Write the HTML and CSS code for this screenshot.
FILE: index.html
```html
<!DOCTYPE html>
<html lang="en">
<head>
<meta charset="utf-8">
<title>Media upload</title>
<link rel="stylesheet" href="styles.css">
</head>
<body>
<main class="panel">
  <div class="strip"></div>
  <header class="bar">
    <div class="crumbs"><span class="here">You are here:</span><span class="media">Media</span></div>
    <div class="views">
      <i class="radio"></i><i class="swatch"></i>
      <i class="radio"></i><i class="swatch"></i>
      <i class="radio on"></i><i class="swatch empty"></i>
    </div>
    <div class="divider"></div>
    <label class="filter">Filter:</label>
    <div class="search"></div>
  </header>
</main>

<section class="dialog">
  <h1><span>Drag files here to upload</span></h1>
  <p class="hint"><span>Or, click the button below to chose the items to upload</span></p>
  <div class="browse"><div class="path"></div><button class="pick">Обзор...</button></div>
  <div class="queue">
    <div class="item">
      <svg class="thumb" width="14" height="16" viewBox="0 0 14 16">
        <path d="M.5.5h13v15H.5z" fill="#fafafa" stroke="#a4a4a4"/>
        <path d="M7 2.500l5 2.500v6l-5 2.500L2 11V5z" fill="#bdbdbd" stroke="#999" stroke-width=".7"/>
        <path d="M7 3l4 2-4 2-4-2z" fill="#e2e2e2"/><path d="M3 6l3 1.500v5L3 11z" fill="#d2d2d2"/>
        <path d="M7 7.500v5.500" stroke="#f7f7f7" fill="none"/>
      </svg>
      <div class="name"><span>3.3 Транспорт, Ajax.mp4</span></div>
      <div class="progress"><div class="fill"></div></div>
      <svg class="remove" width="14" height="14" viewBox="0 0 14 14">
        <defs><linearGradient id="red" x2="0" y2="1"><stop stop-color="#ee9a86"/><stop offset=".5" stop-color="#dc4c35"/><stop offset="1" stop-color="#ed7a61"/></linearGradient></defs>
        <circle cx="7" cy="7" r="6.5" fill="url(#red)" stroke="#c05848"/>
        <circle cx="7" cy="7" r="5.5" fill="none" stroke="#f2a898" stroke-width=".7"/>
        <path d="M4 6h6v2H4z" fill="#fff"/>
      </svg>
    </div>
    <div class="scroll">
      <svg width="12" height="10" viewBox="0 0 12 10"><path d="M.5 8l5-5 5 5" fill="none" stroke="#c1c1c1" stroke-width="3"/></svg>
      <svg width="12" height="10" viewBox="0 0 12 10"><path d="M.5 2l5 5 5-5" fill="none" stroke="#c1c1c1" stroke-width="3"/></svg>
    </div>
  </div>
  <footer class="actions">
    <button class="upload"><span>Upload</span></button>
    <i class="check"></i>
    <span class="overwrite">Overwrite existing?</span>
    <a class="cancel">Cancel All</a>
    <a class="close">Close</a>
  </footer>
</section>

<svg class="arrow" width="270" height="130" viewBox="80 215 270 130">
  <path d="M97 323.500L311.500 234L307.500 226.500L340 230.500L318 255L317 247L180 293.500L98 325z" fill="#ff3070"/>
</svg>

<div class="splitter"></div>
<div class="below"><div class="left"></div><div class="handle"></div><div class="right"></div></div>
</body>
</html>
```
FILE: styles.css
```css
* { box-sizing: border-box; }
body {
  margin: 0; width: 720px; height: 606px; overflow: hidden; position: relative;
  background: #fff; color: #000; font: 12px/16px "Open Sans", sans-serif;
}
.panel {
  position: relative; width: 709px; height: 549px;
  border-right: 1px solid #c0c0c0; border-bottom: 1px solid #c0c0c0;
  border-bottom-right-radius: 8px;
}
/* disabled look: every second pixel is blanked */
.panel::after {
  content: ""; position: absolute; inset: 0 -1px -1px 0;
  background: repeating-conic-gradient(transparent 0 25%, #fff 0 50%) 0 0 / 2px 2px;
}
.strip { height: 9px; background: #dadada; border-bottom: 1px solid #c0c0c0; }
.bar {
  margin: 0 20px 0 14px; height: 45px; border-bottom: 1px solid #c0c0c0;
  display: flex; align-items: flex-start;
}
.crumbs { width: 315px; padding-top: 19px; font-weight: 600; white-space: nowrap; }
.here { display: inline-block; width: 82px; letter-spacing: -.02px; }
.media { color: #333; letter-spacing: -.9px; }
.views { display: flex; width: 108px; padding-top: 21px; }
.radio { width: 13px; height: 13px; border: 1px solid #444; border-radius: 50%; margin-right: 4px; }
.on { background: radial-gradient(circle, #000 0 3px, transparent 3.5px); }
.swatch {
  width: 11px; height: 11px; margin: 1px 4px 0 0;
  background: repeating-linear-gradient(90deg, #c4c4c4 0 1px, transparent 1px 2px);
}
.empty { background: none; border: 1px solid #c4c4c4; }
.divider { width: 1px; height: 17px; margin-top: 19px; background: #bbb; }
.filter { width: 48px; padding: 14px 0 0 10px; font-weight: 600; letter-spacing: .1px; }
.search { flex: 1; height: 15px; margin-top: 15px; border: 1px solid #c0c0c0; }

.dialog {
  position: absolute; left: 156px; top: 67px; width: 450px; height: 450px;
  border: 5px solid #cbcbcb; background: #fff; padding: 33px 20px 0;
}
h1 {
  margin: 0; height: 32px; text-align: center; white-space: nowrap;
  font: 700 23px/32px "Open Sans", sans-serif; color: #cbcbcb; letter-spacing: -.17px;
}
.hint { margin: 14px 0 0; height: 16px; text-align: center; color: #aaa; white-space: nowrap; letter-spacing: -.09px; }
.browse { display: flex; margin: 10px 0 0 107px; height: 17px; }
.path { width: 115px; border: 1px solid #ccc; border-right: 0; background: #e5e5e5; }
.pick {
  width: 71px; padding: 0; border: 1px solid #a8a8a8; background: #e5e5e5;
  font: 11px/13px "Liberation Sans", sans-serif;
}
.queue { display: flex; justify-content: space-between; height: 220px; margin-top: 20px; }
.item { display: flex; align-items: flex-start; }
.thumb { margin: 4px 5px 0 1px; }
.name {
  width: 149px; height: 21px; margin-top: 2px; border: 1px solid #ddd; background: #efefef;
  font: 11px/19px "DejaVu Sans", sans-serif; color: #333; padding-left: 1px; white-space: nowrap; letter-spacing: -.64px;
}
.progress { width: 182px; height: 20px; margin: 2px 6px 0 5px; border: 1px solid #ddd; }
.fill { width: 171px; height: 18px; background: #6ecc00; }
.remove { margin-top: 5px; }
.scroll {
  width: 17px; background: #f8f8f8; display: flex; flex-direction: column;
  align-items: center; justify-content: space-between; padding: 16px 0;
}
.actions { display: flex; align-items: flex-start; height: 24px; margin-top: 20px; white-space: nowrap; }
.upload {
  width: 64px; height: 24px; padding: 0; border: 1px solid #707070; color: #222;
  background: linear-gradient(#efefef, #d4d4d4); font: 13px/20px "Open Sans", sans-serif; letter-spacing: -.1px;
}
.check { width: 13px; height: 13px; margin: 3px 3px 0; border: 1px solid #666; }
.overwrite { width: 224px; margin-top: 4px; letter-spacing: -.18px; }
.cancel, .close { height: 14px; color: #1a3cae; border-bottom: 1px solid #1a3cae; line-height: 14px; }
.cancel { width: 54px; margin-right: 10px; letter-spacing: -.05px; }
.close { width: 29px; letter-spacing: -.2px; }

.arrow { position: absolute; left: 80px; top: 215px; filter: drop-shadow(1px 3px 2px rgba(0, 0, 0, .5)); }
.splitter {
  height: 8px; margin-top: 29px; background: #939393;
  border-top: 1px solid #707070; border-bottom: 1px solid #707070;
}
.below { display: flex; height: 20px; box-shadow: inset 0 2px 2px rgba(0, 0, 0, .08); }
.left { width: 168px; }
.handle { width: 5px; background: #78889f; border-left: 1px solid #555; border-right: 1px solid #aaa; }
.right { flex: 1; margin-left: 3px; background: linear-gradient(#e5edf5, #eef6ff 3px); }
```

........

Transcribe the material above word for word.

Right answer —
Write the HTML and CSS code for this screenshot.
FILE: index.html
```html
<!DOCTYPE html>
<html lang="en">
<head>
<meta charset="utf-8">
<title>Media upload</title>
<link rel="stylesheet" href="styles.css">
</head>
<body>
<main class="panel">
  <div class="strip"></div>
  <header class="bar">
    <div class="crumbs"><span class="here">You are here:</span><span class="media">Media</span></div>
    <div class="views">
      <i class="radio"></i><i class="swatch"></i>
      <i class="radio"></i><i class="swatch"></i>
      <i class="radio on"></i><i class="swatch empty"></i>
    </div>
    <div class="divider"></div>
    <label class="filter">Filter:</label>
    <div class="search"></div>
  </header>
</main>

<section class="dialog">
  <h1><span>Drag files here to upload</span></h1>
  <p class="hint"><span>Or, click the button below to chose the items to upload</span></p>
  <div class="browse"><div class="path"></div><button class="pick">Обзор...</button></div>
  <div class="queue">
    <div class="item">
      <svg class="thumb" width="14" height="16" viewBox="0 0 14 16">
        <path d="M.5.5h13v15H.5z" fill="#fafafa" stroke="#a4a4a4"/>
        <path d="M7 2.500l5 2.500v6l-5 2.500L2 11V5z" fill="#bdbdbd" stroke="#999" stroke-width=".7"/>
        <path d="M7 3l4 2-4 2-4-2z" fill="#e2e2e2"/><path d="M3 6l3 1.500v5L3 11z" fill="#d2d2d2"/>
        <path d="M7 7.500v5.500" stroke="#f7f7f7" fill="none"/>
      </svg>
      <div class="name"><span>3.3 Транспорт, Ajax.mp4</span></div>
      <div class="progress"><div class="fill"></div></div>
      <svg class="remove" width="14" height="14" viewBox="0 0 14 14">
        <defs><linearGradient id="red" x2="0" y2="1"><stop stop-color="#ee9a86"/><stop offset=".5" stop-color="#dc4c35"/><stop offset="1" stop-color="#ed7a61"/></linearGradient></defs>
        <circle cx="7" cy="7" r="6.5" fill="url(#red)" stroke="#c05848"/>
        <circle cx="7" cy="7" r="5.5" fill="none" stroke="#f2a898" stroke-width=".7"/>
        <path d="M4 6h6v2H4z" fill="#fff"/>
      </svg>
    </div>
    <div class="scroll">
      <svg width="12" height="10" viewBox="0 0 12 10"><path d="M.5 8l5-5 5 5" fill="none" stroke="#c1c1c1" stroke-width="3"/></svg>
      <svg width="12" height="10" viewBox="0 0 12 10"><path d="M.5 2l5 5 5-5" fill="none" stroke="#c1c1c1" stroke-width="3"/></svg>
    </div>
  </div>
  <footer class="actions">
    <button class="upload"><span>Upload</span></button>
    <i class="check"></i>
    <span class="overwrite">Overwrite existing?</span>
    <a class="cancel">Cancel All</a>
    <a class="close">Close</a>
  </footer>
</section>

<svg class="arrow" width="270" height="130" viewBox="80 215 270 130">
  <path d="M97 323.500L311.500 234L307.500 226.500L340 230.500L318 255L317 247L180 293.500L98 325z" fill="#ff3070"/>
</svg>

<div class="splitter"></div>
<div class="below"><div class="left"></div><div class="handle"></div><div class="right"></div></div>
</body>
</html>
```
FILE: styles.css
```css
* { box-sizing: border-box; }
body {
  margin: 0; width: 720px; height: 606px; overflow: hidden; position: relative;
  background: #fff; color: #000; font: 12px/16px "Open Sans", sans-serif;
}
.panel {
  position: relative; width: 709px; height: 549px;
  border-right: 1px solid #c0c0c0; border-bottom: 1px solid #c0c0c0;
  border-bottom-right-radius: 8px;
}
/* disabled look: every second pixel is blanked */
.panel::after {
  content: ""; position: absolute; inset: 0 -1px -1px 0;
  background: repeating-conic-gradient(transparent 0 25%, #fff 0 50%) 0 0 / 2px 2px;
}
.strip { height: 9px; background: #dadada; border-bottom: 1px solid #c0c0c0; }
.bar {
  margin: 0 20px 0 14px; height: 45px; border-bottom: 1px solid #c0c0c0;
  display: flex; align-items: flex-start;
}
.crumbs { width: 315px; padding-top: 19px; font-weight: 600; white-space: nowrap; }
.here { display: inline-block; width: 82px; letter-spacing: -.02px; }
.media { color: #333; letter-spacing: -.9px; }
.views { display: flex; width: 108px; padding-top: 21px; }
.radio { width: 13px; height: 13px; border: 1px solid #444; border-radius: 50%; margin-right: 4px; }
.on { background: radial-gradient(circle, #000 0 3px, transparent 3.5px); }
.swatch {
  width: 11px; height: 11px; margin: 1px 4px 0 0;
  background: repeating-linear-gradient(90deg, #c4c4c4 0 1px, transparent 1px 2px);
}
.empty { background: none; border: 1px solid #c4c4c4; }
.divider { width: 1px; height: 17px; margin-top: 19px; background: #bbb; }
.filter { width: 48px; padding: 14px 0 0 10px; font-weight: 600; letter-spacing: .1px; }
.search { flex: 1; height: 15px; margin-top: 15px; border: 1px solid #c0c0c0; }

.dialog {
  position: absolute; left: 156px; top: 67px; width: 450px; height: 450px;
  border: 5px solid #cbcbcb; background: #fff; padding: 33px 20px 0;
}
h1 {
  margin: 0; height: 32px; text-align: center; white-space: nowrap;
  font: 700 23px/32px "Open Sans", sans-serif; color: #cbcbcb; letter-spacing: -.17px;
}
.hint { margin: 14px 0 0; height: 16px; text-align: center; color: #aaa; white-space: nowrap; letter-spacing: -.09px; }
.browse { display: flex; margin: 10px 0 0 107px; height: 17px; }
.path { width: 115px; border: 1px solid #ccc; border-right: 0; background: #e5e5e5; }
.pick {
  width: 71px; padding: 0; border: 1px solid #a8a8a8; background: #e5e5e5;
  font: 11px/13px "Liberation Sans", sans-serif;
}
.queue { display: flex; justify-content: space-between; height: 220px; margin-top: 20px; }
.item { display: flex; align-items: flex-start; }
.thumb { margin: 4px 5px 0 1px; }
.name {
  width: 149px; height: 21px; margin-top: 2px; border: 1px solid #ddd; background: #efefef;
  font: 11px/19px "DejaVu Sans", sans-serif; color: #333; padding-left: 1px; white-space: nowrap; letter-spacing: -.64px;
}
.progress { width: 182px; height: 20px; margin: 2px 6px 0 5px; border: 1px solid #ddd; }
.fill { width: 171px; height: 18px; background: #6ecc00; }
.remove { margin-top: 5px; }
.scroll {
  width: 17px; background: #f8f8f8; display: flex; flex-direction: column;
  align-items: center; justify-content: space-between; padding: 16px 0;
}
.actions { display: flex; align-items: flex-start; height: 24px; margin-top: 20px; white-space: nowrap; }
.upload {
  width: 64px; height: 24px; padding: 0; border: 1px solid #707070; color: #222;
  background: linear-gradient(#efefef, #d4d4d4); font: 13px/20px "Open Sans", sans-serif; letter-spacing: -.1px;
}
.check { width: 13px; height: 13px; margin: 3px 3px 0; border: 1px solid #666; }
.overwrite { width: 224px; margin-top: 4px; letter-spacing: -.18px; }
.cancel, .close { height: 14px; color: #1a3cae; border-bottom: 1px solid #1a3cae; line-height: 14px; }
.cancel { width: 54px; margin-right: 10px; letter-spacing: -.05px; }
.close { width: 29px; letter-spacing: -.2px; }

.arrow { position: absolute; left: 80px; top: 215px; filter: drop-shadow(1px 3px 2px rgba(0, 0, 0, .5)); }
.splitter {
  height: 8px; margin-top: 29px; background: #939393;
  border-top: 1px solid #707070; border-bottom: 1px solid #707070;
}
.below { display: flex; height: 20px; box-shadow: inset 0 2px 2px rgba(0, 0, 0, .08); }
.left { width: 168px; }
.handle { width: 5px; background: #78889f; border-left: 1px solid #555; border-right: 1px solid #aaa; }
.right { flex: 1; margin-left: 3px; background: linear-gradient(#e5edf5, #eef6ff 3px); }
```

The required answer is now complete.